We especially welcome contributions that consider the following issues:

  • How should Whitley's (1992) framework be developed to deal effectively with the variety of economic coordination and control systems found in the developed, emerging market and nominally socialist economies in the region, particularly in view of recent institutional changes across a range of Northeast and Southeast Asian countries?
  • To what extent, and in what ways, have recent changes in established East Asian business systems constituted qualitative and radical ruptures with their past patterns of organisation?
  • What have been the primary causes of institutional changes at the interface between systemic forces, market pressures and socio-political structures? More specifically, how have external and market influences altered the structures of interests, power and ideas in different political economies and how have cross national economic forces been mediated by state actions, dominant coalitions and policy discourses?



Carney, Michael, Eric Gedajlovic & Xiaohua Yang (2009): 'Varieties of Asian capitalism: towards an institutional theory of Asian enterprise.' Asia Pacific Journal of Management, 36 (2), 361–380.
Orru, Marco, Nicole Biggart & Gary Hamilton (eds.) (1997): The Economic Organization of East Asian Capitalism. Thousand Oaks, CA: Sage.
Walter, Andrew & Xiaoke Zhang (eds.) (2012): East Asian Capitalism: Diversity, Continuity and Change. Oxford: Oxford University Press.
Whitley, Richard (1992): Business Systems in East Asia. London: Sage.
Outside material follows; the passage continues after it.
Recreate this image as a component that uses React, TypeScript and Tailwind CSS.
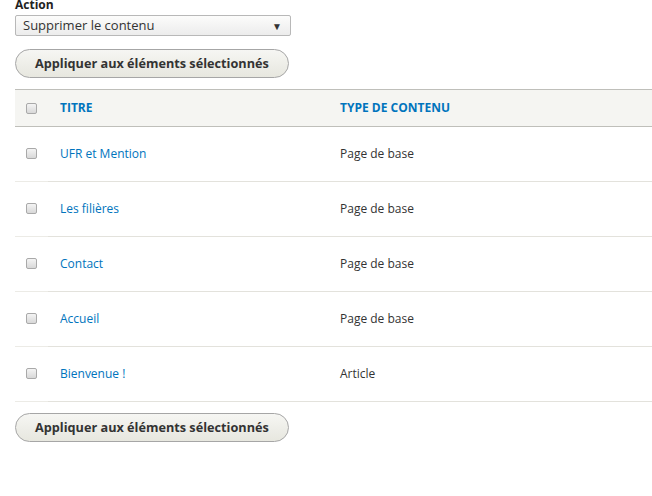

Richard Whitley is Professor of Organisational Sociology at Manchester Business School, University of Manchester. Recent authored and edited books include: "Reconfiguring Knowledge Production" (OUP, 2010), "Business Systems and Organizational Capabilities" (OUP, 2007), "Changing Capitalisms?" (OUP, 2005), "The Multinational Firm" (OUP, 2001), "Divergent Capitalisms" (OUP, 1999). He has recently edited two special issues of 'Organization Studies', one on "The Dynamics of Innovation Systems" (2000) and one on "Institutions, Markets and Organisations" (2005). In 1998–99 he served as the Chair of the European Group for Organizational Studies, and in 1999–2000 he was the President of the Society for the Advancement of Socio-Economics. In 2007 he was elected a Foreign Member of the Royal Swedish Academy of Letters, History and Antiquities.
Barbara Krug is Professor of Organisation Theory and Economics of Governance at the Rotterdam School of Management, Erasmus University, Rotterdam. She has held numerous visiting fellowships and professorships at leading universities in Asia, Europe and North America. Recent edited and authored publications include: "China's Rational Entrepreneurs. The development of the new private business sector" (Routledge, 2004); China's Cconomy in the 21st Century" (Edward Elgar, 2007); and "Political Embeddedness in China: Strengths and Limitations" (in: G. Morgan & R. Whitley, eds., Capitalisms and Capitalism in the Twenty-First Century, Oxford University Press, 2012).
Xiaoke Zhang is Professor at Manchester Business School, University of Manchester. His major research interests are in comparative political economy, with a regional focus on East Asia. His publications include "East Asian Capitalism" (co-edited with Andrew Walter, Oxford University Press, 2012), "The Political Economy of Capital Market Reforms in Southeast Asia" (Palgrave Macmillan, 2011), "International Financial Governance under Stress" (co-edited with Geoffrey Underhill, Cambridge University Press, 2003), and "The Changing Politics of Finance in Korea and Thailand" (Routledge, 2002).